Advocacy for 8000 TB affected persons in Mubende district Project
-The onset of political campaigns; we had anticipated to kick-off our project starting with district level sensitisation and advocacy meetings; but have not been able to do so because of the current political campaigns. All the targeted participants are busy struggling to make a comeback into leadership. Using our experience with local governments and advice from the TB focal person, we have agreed to undertake this activity in February –March 2011 when campaigns are over and with new leadership. This will give us the opportunity to engage the right people who will be in leadership for the next 5 years. This saves us from the burden and wastage of engaging leaders who could not make a comeback into the local government leadership.
-Need for immediate testing yet SDA does to have the capacity and means to do so in the community setting where social mobilisation activities do take place.
-Lack of a public address system; the project implementation team underestimated the attendance and participation during social mobilisation events; that have been normally backed up by week long radio announcements.
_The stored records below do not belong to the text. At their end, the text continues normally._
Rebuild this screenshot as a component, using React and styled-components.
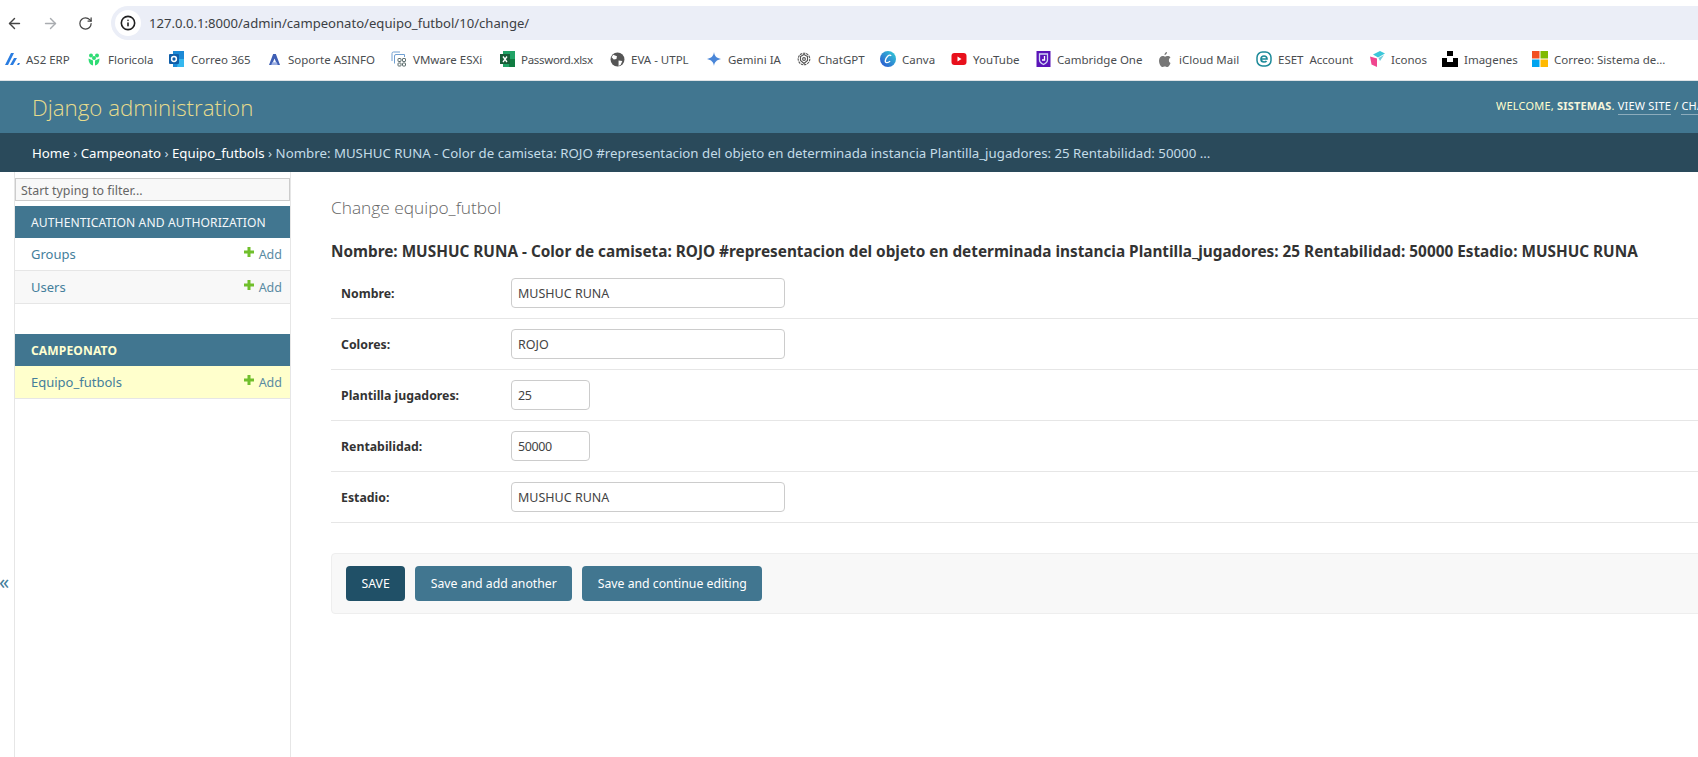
import React from "react";
import styled, { createGlobalStyle } from "styled-components";
import { ArrowLeft, ArrowRight, RotateCw, Info } from "lucide-react";

const GlobalStyle = createGlobalStyle`
  html, body { margin: 0; padding: 0; height: 100%; overflow: hidden; background: #fff; }
  body { font-family: "Noto Sans", "Open Sans", sans-serif; color: #333; }
  * { box-sizing: border-box; }
`;

const Page = styled.div`
  width: 1698px;
  height: 757px;
  display: flex;
  flex-direction: column;
  overflow: hidden;
`;

/* browser chrome */
const Toolbar = styled.div`
  height: 40px;
  flex: none;
  display: flex;
  align-items: flex-end;
  padding-left: 6px;
  background: #fff;
`;

const NavButtons = styled.div`
  height: 34px;
  width: 105px;
  display: flex;
  align-items: center;
  gap: 19px;
  svg { display: block; }
`;

const UrlBar = styled.div`
  flex: 1;
  height: 34px;
  margin-right: -20px;
  display: flex;
  align-items: center;
  gap: 8px;
  padding-left: 4px;
  background: #ebeef7;
  border-radius: 17px;
  font-size: 13.1px;
  color: #3c3f44;
`;

const SiteInfo = styled.span`
  width: 26px;
  height: 26px;
  border-radius: 50%;
  background: #fff;
  display: flex;
  align-items: center;
  justify-content: center;
  color: #1f1f1f;
`;

const Bookmarks = styled.div`
  height: 41px;
  flex: none;
  display: flex;
  align-items: center;
  gap: 17px;
  padding: 0 0 2px 4px;
  background: #fff;
  border-bottom: 1px solid #dfe3e6;
`;

const Bookmark = styled.span`
  display: flex;
  align-items: center;
  gap: 6px;
  font-size: 11.5px;
  color: #4a4d50;
`;

const IconBox = styled.span`
  width: 16px;
  height: 16px;
  flex: none;
  display: flex;
  align-items: center;
  justify-content: center;
  svg { display: block; }
`;

const BookmarkName = styled.span`
  width: ${({ $w }) => $w}px;
  white-space: pre;
  letter-spacing: ${({ $ls }) => $ls || 0}px;
`;

/* django header */
const Header = styled.header`
  height: 52px;
  flex: none;
  display: flex;
  align-items: center;
  justify-content: space-between;
  padding-left: 32px;
  background: #417690;
  overflow: hidden;
`;

const Branding = styled.h1`
  margin: 0;
  font-family: "Open Sans", sans-serif;
  font-size: 22.3px;
  font-weight: 300;
  color: #e8dc8c;
`;

const UserTools = styled.div`
  flex: none;
  width: 202px;
  overflow: hidden;
  white-space: nowrap;
  font-size: 11px;
  letter-spacing: 0.2px;
  line-height: 18px;
  color: #ffc;
  text-transform: uppercase;
  margin-top: -2px;
  strong { font-weight: 700; color: #f5f5dc; }
`;

const ToolLink = styled.a`
  color: #fff;
  padding-bottom: 1px;
  border-bottom: 1px solid rgba(255, 255, 255, 0.4);
`;

const Breadcrumbs = styled.nav`
  height: 39px;
  flex: none;
  display: flex;
  align-items: center;
  padding-left: 32px;
  background: #2a4a5b;
  color: #c4dce8;
  font-size: 13.25px;
  white-space: nowrap;
`;

const Crumb = styled.a`
  color: #fff;
`;

const Body = styled.div`
  flex: 1;
  min-height: 0;
  display: flex;
`;

/* sidebar */
const Toggle = styled.div`
  width: 15px;
  flex: none;
  display: flex;
  align-items: center;
  padding-top: 234px;
  border-right: 1px solid #e6e6e6;
  color: #447e9b;
  font-size: 20px;
  line-height: 1;
  span { margin-left: -1px; }
`;

const Sidebar = styled.aside`
  width: 276px;
  flex: none;
  padding-top: 6px;
  border-right: 1px solid #e6e6e6;
`;

const Filter = styled.input`
  display: block;
  width: 100%;
  height: 23px;
  margin-bottom: 5px;
  padding: 1px 5px 0;
  font: 12.4px "Noto Sans", sans-serif;
  color: #555;
  background: #f8f8f8;
  border: 1px solid #ccc;
  outline: none;
  &::placeholder { color: #666; opacity: 1; }
`;

const ModuleGroup = styled.section`
  margin-bottom: 30px;
`;

const Caption = styled.div`
  height: 32px;
  display: flex;
  align-items: center;
  padding-left: 16px;
  background: #417690;
  font-size: 12.1px;
  font-weight: ${({ $active }) => ($active ? 700 : 400)};
  color: ${({ $active }) => ($active ? "#ffffd0" : "#f4f8fa")};
  letter-spacing: 0.1px;
`;

const ModuleRow = styled.div`
  height: 33px;
  display: flex;
  align-items: center;
  justify-content: space-between;
  padding: 0 8px 1px 16px;
  font-size: 13px;
  color: #447e9b;
  background: ${({ $bg }) => $bg};
  border-bottom: 1px solid #e6e6e6;
`;

const AddLink = styled.span`
  display: flex;
  align-items: center;
  gap: 5px;
  margin-top: 1px;
  font-size: 12.5px;
  color: #5a8ba3;
  svg { display: block; margin-top: -4px; }
`;

/* main content */
const Main = styled.main`
  flex: 1;
  min-width: 0;
  padding: 22px 0 0 40px;
  white-space: nowrap;
`;

const Title = styled.h1`
  margin: 0 0 18px;
  font-family: "Open Sans", sans-serif;
  font-size: 17.3px;
  line-height: 28px;
  font-weight: 300;
  color: #666;
`;

const ObjectName = styled.h2`
  margin: 0 0 6px;
  font-size: 15.33px;
  line-height: 22px;
  font-weight: 700;
  color: #333;
`;

const Row = styled.div`
  height: 51px;
  display: flex;
  align-items: center;
  padding: 0 0 0 10px;
  border-bottom: 1px solid #e6e6e6;
  width: 1400px;
`;

const Label = styled.label`
  width: 170px;
  flex: none;
  font-size: 12.3px;
  font-weight: 700;
  color: #333;
`;

const Field = styled.input`
  width: ${({ $w }) => $w}px;
  height: 30px;
  padding: 0 6px;
  font: 12.5px "Noto Sans", sans-serif;
  letter-spacing: ${({ $w }) => ($w < 100 ? "-0.4px" : "0")};
  color: #444;
  background: #fff;
  border: 1px solid #ccc;
  border-radius: 4px;
  outline: none;
`;

const SubmitRow = styled.div`
  width: 1400px;
  height: 61px;
  margin-top: 30px;
  display: flex;
  align-items: center;
  gap: 10px;
  padding-left: 14px;
  background: #f8f8f8;
  border: 1px solid #eee;
  border-radius: 4px;
`;

const Button = styled.button`
  height: 35px;
  padding: 0 15.5px;
  font: 12.25px "Noto Sans", sans-serif;
  color: #fff;
  background: ${({ $default }) => ($default ? "#205067" : "#417690")};
  border: none;
  border-radius: 4px;
`;

/* bookmark icons */
const AsIcon = () => (
  <svg width="15" height="14" viewBox="0 0 15 14"><path d="M0 13 6 1h3L3 13zM5 13 9 6h3l-4 7zM12 13l1-2h2l-1 2z" fill="#2a7de1" /></svg>
);
const LeafIcon = () => (
  <svg width="14" height="14" viewBox="0 0 14 14" fill="#2fdc74"><circle cx="4" cy="3.500" r="2" /><circle cx="10" cy="3.500" r="2" /><circle cx="7" cy="6" r="2" /><path d="M1.500 6.500 6 8.500v5C3 13 1.500 10.500 1.500 6.500zM12.500 6.500 8 8.500v5c3-.5 4.500-3 4.500-7z" /></svg>
);
const OutlookIcon = () => (
  <svg width="16" height="16" viewBox="0 0 16 16"><rect x="4" y="0" width="11" height="16" fill="#1c8ad6" /><path d="M10 8h5v8H8z" fill="#35b8ef" /><rect x="0" y="3" width="10" height="10" rx="1" fill="#0f5ea8" /><circle cx="5" cy="8" r="2.400" fill="none" stroke="#fff" strokeWidth="1.500" /></svg>
);
const AsinfoIcon = () => (
  <svg width="11" height="11" viewBox="0 0 12 12"><path d="M4.500 0h3L12 12H9L6 5 3 12H0z" fill="#3f5fb5" /><path d="M3.500 9h5l1 3h-7z" fill="#9db0e3" /></svg>
);
const VmwareIcon = () => (
  <svg width="16" height="16" viewBox="0 0 16 16" fill="none" stroke="#6f9fd2" strokeWidth="1"><path d="M1 10V2.500A1.500 1.500 0 0 1 2.500 1H9" /><path d="M3.500 12.500V5A1.500 1.500 0 0 1 5 3.500h8.500V6" /><rect x="7" y="7.500" width="3" height="3" rx=".6" stroke="#566" /><rect x="11.500" y="7.500" width="3" height="3" rx=".6" stroke="#566" /><rect x="7" y="12" width="3" height="3" rx=".6" stroke="#566" /><rect x="11.500" y="12" width="3" height="3" rx=".6" stroke="#566" /></svg>
);
const ExcelIcon = () => (
  <svg width="15" height="16" viewBox="0 0 15 16"><rect x="3" y="0" width="12" height="16" fill="#21a366" /><rect x="9" y="8" width="6" height="8" fill="#107c41" /><rect x="0" y="3" width="10" height="10" fill="#185c37" /><path d="m3 5.500 4 5.500M7 5.500 3 11" stroke="#fff" strokeWidth="1.300" /></svg>
);
const GlobeIcon = () => (
  <svg width="15" height="15" viewBox="0 0 14 14"><circle cx="7" cy="7" r="6.500" fill="#555" /><path d="M3 2.500 6.500 4 6 6.500 3.500 7 1.500 5zM8 8l3.500.5L10 12 8 13z" fill="#fff" /></svg>
);
const GeminiIcon = () => (
  <svg width="14" height="14" viewBox="0 0 14 14"><path d="M7 0c.6 4 2.500 6 7 7-4.500 1-6.400 3-7 7-.6-4-2.500-6-7-7 4.500-1 6.400-3 7-7z" fill="#4a86d8" /></svg>
);
const GptIcon = () => (
  <svg width="14" height="14" viewBox="0 0 14 14" fill="none" stroke="#555" strokeWidth="1.100"><circle cx="7" cy="7" r="5.800" strokeDasharray="2.400 .8" /><path d="M7 2.500 10.500 4.500v4L7 11.500 3.500 8.500v-4z" /><circle cx="7" cy="7" r="1.400" /></svg>
);
const CanvaIcon = () => (
  <svg width="16" height="16" viewBox="0 0 15 15"><defs><linearGradient id="cv" x1="0" y1="1" x2="1" y2="0"><stop offset="0" stopColor="#2a4fd0" /><stop offset="1" stopColor="#33d0d6" /></linearGradient></defs><circle cx="7.500" cy="7.500" r="7.500" fill="url(#cv)" /><path d="M10.500 4.500C8.500 2.500 5.500 6 5 9c-.4 2.500 2.500 2.500 4.500.5" fill="none" stroke="#fff" strokeWidth="1.300" /></svg>
);
const YoutubeIcon = () => (
  <svg width="16" height="12" viewBox="0 0 15 12"><rect width="15" height="12" rx="3" fill="#e8101c" /><path d="M6 3.500v5l4-2.500z" fill="#fff" /></svg>
);
const CambridgeIcon = () => (
  <svg width="15" height="16" viewBox="0 0 14 16"><rect width="14" height="16" fill="#5a14b8" /><path d="M3 3h8v6c0 2.500-2 3.500-4 4.500C5 12.500 3 11.500 3 9z" fill="none" stroke="#cfd6f5" strokeWidth="1.300" /><path d="M8 5v4H5.500" fill="none" stroke="#fff" strokeWidth="1.300" /></svg>
);
const AppleIcon = () => (
  <svg width="12" height="15" viewBox="0 0 12 15"><path d="M8 0c.1 1.500-1 3-2.500 3C5.400 1.500 6.500.2 8 0zM11.500 11c-.7 1.800-1.900 4-3.200 4-1 0-1.300-.6-2.500-.6S4.300 15 3.400 15C1.800 15 0 11.700 0 8.800 0 5.800 1.900 4 3.700 4c1 0 1.800.7 2.400.7S7.500 4 8.800 4c.8 0 2 .4 2.700 1.500-2.200 1.300-2 4.500 0 5.500z" fill="#777" /></svg>
);
const EsetIcon = () => (
  <svg width="16" height="16" viewBox="0 0 16 16"><rect x="1" y="1" width="14" height="14" rx="5.500" fill="#fff" stroke="#1d8a99" strokeWidth="1.500" /><path d="M5 8h6c0-2-1.200-3-3-3S5 6.200 5 8s1.300 3 3 3c1 0 2-.3 2.500-1" fill="none" stroke="#1d8a99" strokeWidth="1.700" /></svg>
);
const CubeIcon = () => (
  <svg width="15" height="16" viewBox="0 0 15 16"><path d="M0 5.500 7 7.500V16L1.500 13.500z" fill="#f0468f" /><path d="M3 3.500 10 0l5 2.500-7 4z" fill="#3cc7d9" /><path d="M8.500 7 14 4l-4 6z" fill="#36b6cc" opacity=".7" /></svg>
);
const UnsplashIcon = () => (
  <svg width="16" height="16" viewBox="0 0 16 16" fill="#000"><rect x="5" y="0" width="6" height="5" /><path d="M0 7h5v4h6V7h5v9H0z" /></svg>
);
const MsIcon = () => (
  <svg width="16" height="16" viewBox="0 0 16 16"><rect width="7.500" height="7.500" fill="#f25022" /><rect x="8.500" width="7.500" height="7.500" fill="#7fba00" /><rect y="8.500" width="7.500" height="7.500" fill="#00a4ef" /><rect x="8.500" y="8.500" width="7.500" height="7.500" fill="#ffb900" /></svg>
);
const PlusIcon = () => (
  <svg width="10" height="10" viewBox="0 0 10 10"><path d="M3.500 0h3v3.500H10v3H6.500V10h-3V6.500H0v-3h3.500z" fill="#70bf2b" /></svg>
);

// icon, name, measured text width, letter spacing
const bookmarks = [
  [AsIcon, "AS2 ERP", 43],
  [LeafIcon, "Floricola", 44],
  [OutlookIcon, "Correo 365", 58],
  [AsinfoIcon, "Soporte ASINFO", 86],
  [VmwareIcon, "VMware ESXi", 69],
  [ExcelIcon, "Password.xlsx", 71, -0.3],
  [GlobeIcon, "EVA - UTPL", 58],
  [GeminiIcon, "Gemini IA", 51],
  [GptIcon, "ChatGPT", 45],
  [CanvaIcon, "Canva", 32],
  [YoutubeIcon, "YouTube", 45],
  [CambridgeIcon, "Cambridge One", 83],
  [AppleIcon, "iCloud Mail", 60],
  [EsetIcon, "ESET  Account", 74],
  [CubeIcon, "Iconos", 34],
  [UnsplashIcon, "Imagenes", 51],
  [MsIcon, "Correo: Sistema de...", 108],
];

const fields = [
  ["Nombre:", "MUSHUC RUNA", 274],
  ["Colores:", "ROJO", 274],
  ["Plantilla jugadores:", "25", 79],
  ["Rentabilidad:", "50000", 79],
  ["Estadio:", "MUSHUC RUNA", 274],
];

const App = () => (
  <Page>
    <GlobalStyle />
    <Toolbar>
      <NavButtons>
        <ArrowLeft size={17} color="#444" />
        <ArrowRight size={17} color="#a9acb0" />
        <RotateCw size={15} color="#444" />
      </NavButtons>
      <UrlBar>
        <SiteInfo><Info size={16} strokeWidth={2.4} /></SiteInfo>
        127.0.0.1:8000/admin/campeonato/equipo_futbol/10/change/
      </UrlBar>
    </Toolbar>
    <Bookmarks>
      {bookmarks.map(([Icon, name, width, spacing]) => (
        <Bookmark key={name}>
          <IconBox><Icon /></IconBox>
          <BookmarkName $w={width} $ls={spacing}>{name}</BookmarkName>
        </Bookmark>
      ))}
    </Bookmarks>
    <Header>
      <Branding>Django administration</Branding>
      <UserTools>
        Welcome, <strong>sistemas</strong>. <ToolLink>View site</ToolLink> / <ToolLink>Change password</ToolLink>
      </UserTools>
    </Header>
    <Breadcrumbs>
      <Crumb>Home</Crumb>&nbsp;›&nbsp;<Crumb>Campeonato</Crumb>&nbsp;›&nbsp;<Crumb>Equipo_futbols</Crumb>&nbsp;›&nbsp;Nombre: MUSHUC RUNA - Color de camiseta: ROJO #representacion del objeto en determinada instancia Plantilla_jugadores: 25 Rentabilidad: 50000 ...
    </Breadcrumbs>
    <Body>
      <Toggle><span>«</span></Toggle>
      <Sidebar>
        <Filter placeholder="Start typing to filter..." />
        <ModuleGroup>
          <Caption>AUTHENTICATION AND AUTHORIZATION</Caption>
          <ModuleRow $bg="#fff">Groups<AddLink><PlusIcon />Add</AddLink></ModuleRow>
          <ModuleRow $bg="#f8f8f8">Users<AddLink><PlusIcon />Add</AddLink></ModuleRow>
        </ModuleGroup>
        <ModuleGroup>
          <Caption $active>CAMPEONATO</Caption>
          <ModuleRow $bg="#ffffcc">Equipo_futbols<AddLink><PlusIcon />Add</AddLink></ModuleRow>
        </ModuleGroup>
      </Sidebar>
      <Main>
        <Title>Change equipo_futbol</Title>
        <ObjectName>Nombre: MUSHUC RUNA - Color de camiseta: ROJO #representacion del objeto en determinada instancia Plantilla_jugadores: 25 Rentabilidad: 50000 Estadio: MUSHUC RUNA</ObjectName>
        {fields.map(([label, value, width]) => (
          <Row key={label}>
            <Label>{label}</Label>
            <Field $w={width} defaultValue={value} />
          </Row>
        ))}
        <SubmitRow>
          <Button $default>SAVE</Button>
          <Button>Save and add another</Button>
          <Button>Save and continue editing</Button>
        </SubmitRow>
      </Main>
    </Body>
  </Page>
);

export default App;
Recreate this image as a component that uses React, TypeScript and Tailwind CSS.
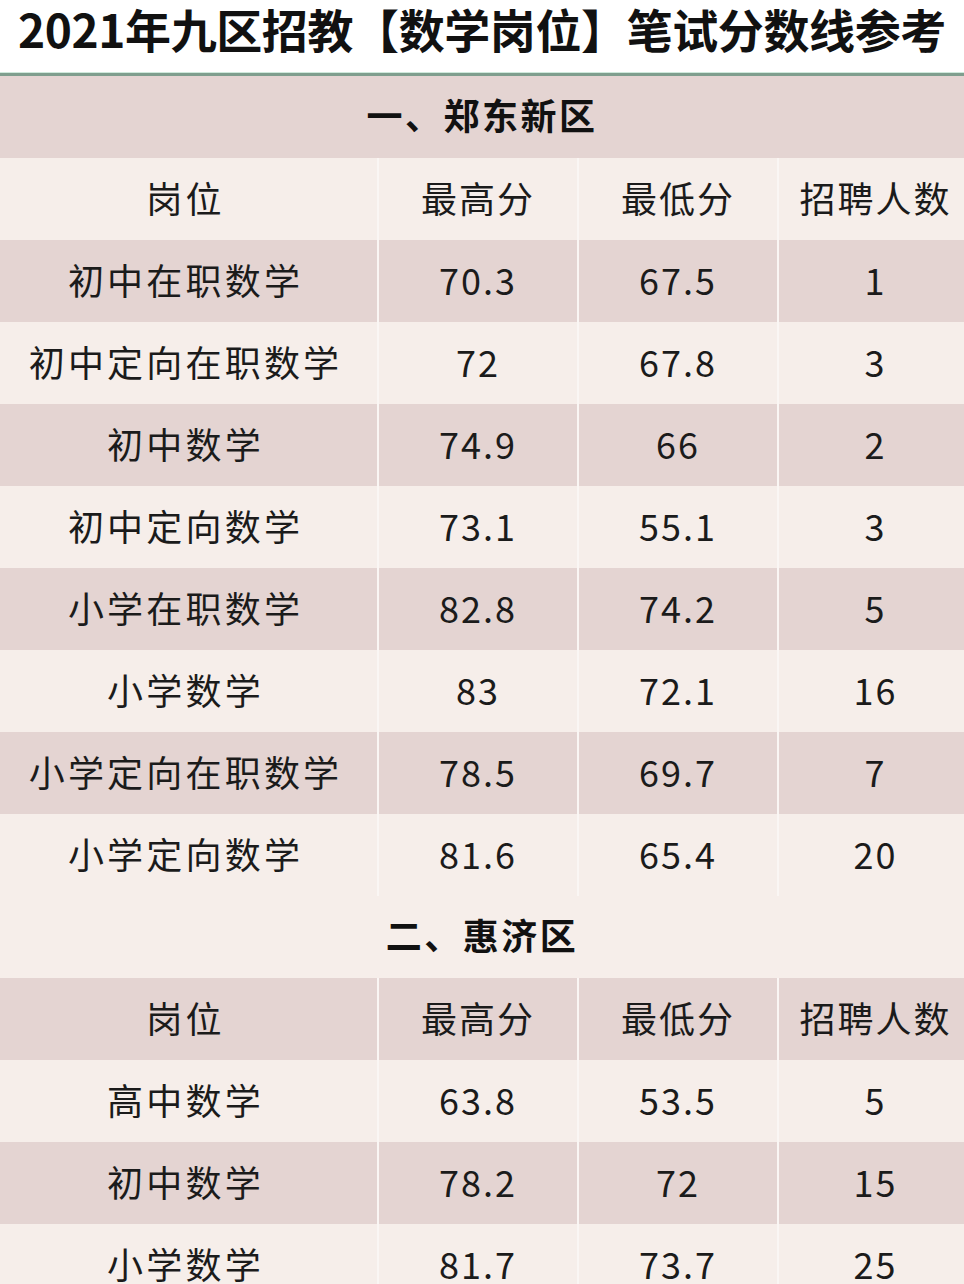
import React from "react";

const DARK = "bg-[#e4d4d2]";
const LIGHT = "bg-[#f6eeea]";

type Row = [string, string, string, string];

const sec1: Row[] = [
  ["初中在职数学", "70.3", "67.5", "1"],
  ["初中定向在职数学", "72", "67.8", "3"],
  ["初中数学", "74.9", "66", "2"],
  ["初中定向数学", "73.1", "55.1", "3"],
  ["小学在职数学", "82.8", "74.2", "5"],
  ["小学数学", "83", "72.1", "16"],
  ["小学定向在职数学", "78.5", "69.7", "7"],
  ["小学定向数学", "81.6", "65.4", "20"],
];

const sec2: Row[] = [
  ["高中数学", "63.8", "53.5", "5"],
  ["初中数学", "78.2", "72", "15"],
  ["小学数学", "81.7", "73.7", "25"],
];

function TableRow({ cells, dark }: { cells: Row; dark: boolean }) {
  return (
    <div className={`grid grid-cols-[377px_200px_200px_187px] h-[82px] ${dark ? DARK : LIGHT}`}>
      {cells.map((c, i) => (
        <div
          key={i}
          className={`flex items-center justify-center pb-[4px] text-[36px] text-[#1b1b1b] ${
            i === 0 ? "tracking-[3.2px] pr-[6px]" : "tracking-[2px] border-l-2 border-[#faf6f4]"
          } ${i === 3 ? "pl-[8px]" : ""}`}
        >
          {c}
        </div>
      ))}
    </div>
  );
}

function SectionHeader({ title, dark }: { title: string; dark: boolean }) {
  return (
    <div
      className={`h-[82px] flex items-center justify-center pb-[6px] text-[36px] font-bold tracking-[2.5px] text-[#111] ${
        dark ? DARK : LIGHT
      }`}
    >
      {title}
    </div>
  );
}

export default function App() {
  const font = { fontFamily: '"Noto Sans CJK SC", "Noto Sans", sans-serif' };
  const header: Row = ["岗位", "最高分", "最低分", "招聘人数"];
  return (
    <div className="w-[964px] h-[1284px] overflow-hidden bg-white" style={font}>
      <div className="h-[72px] flex justify-center pt-[4px] bg-white">
        <h1 className="text-[46px] leading-[48px] font-bold text-[#111] tracking-[-0.4px] whitespace-nowrap">
          2021年九区招教【数学岗位】笔试分数线参考
        </h1>
      </div>
      <div className="h-[1px] bg-[#cfe9dc]" />
      <div className="h-[3px] bg-[#7f9e8e]" />
      <SectionHeader title="一、郑东新区" dark={true} />
      <TableRow cells={header} dark={false} />
      {sec1.map((r, i) => (
        <TableRow key={i} cells={r} dark={i % 2 === 0} />
      ))}
      <SectionHeader title="二、惠济区" dark={false} />
      <TableRow cells={header} dark={true} />
      {sec2.map((r, i) => (
        <TableRow key={i} cells={r} dark={i % 2 === 1} />
      ))}
    </div>
  );
}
It has been therefore a strenuous activity for the health worker and project team to pass on information to the crowds. This partly affected the participant attention span and good hearing especially among those with hearing impairments.
-The vastness of the project sub counties and the need expressed by local leaders to extend our mobilisation activities to 2 more sub counties than we had planned. This has only enabled us reach to “pockets” of worse-off deep rural communities where relapses and defaulting to TB treatment were report high by the district TB officer. Other communities have been left wanting.
-Weather has posed another challenge to community social mobilisation events; activities have taken place during the rainy season yet we did not plan for hall or tent hire; if even we had, our targeted rural areas did not have such facilities. Roads leading to venues have been sometimes impassable.
-Limited involvement of our staff in DOTs; we had planned to really entirely on local government health staff to undertake DOTs and home based car. We later learnt that the district did first of all not have enough staff cover all the project subcounties.Secondly did not have the transport means to move to various TB patients homes scattered all over the 4 sub counties.
Lessons learnt on data gathering and tracking of progress include;
-There is need to train health centre workers/laboratory staff in records management in order to enable them be able to avail up to date data. It is difficult for the health workers to track progress yet the number of people seeking for TB screening is increasing more especially after our intervention.
-The TB patients who are treatment need to be consistently followed up to ensure that they complete their dosage; persons tend to relax especially after a few months of taking the drug but later relapse.
-We also needed to use our staff/volunteers instead of relying on government health workers if we are to track progress and have data on progress; this we had not planned for it and thought that we would rely on health unit records to track progress.
-TB is still a big challenge especially among the rural illiterate poor who seem not even bothered for their lives. They are also ignorant of the available services and have a high apathy about claiming for their health rights. They feel that health workers are doing it as a favour to provide TB treatment services.
-The targeted Number of DOT under home based care will depend on how fast we detect further cases. This is because the project area had fewer people in need of TB DOT due to poor performance in detection.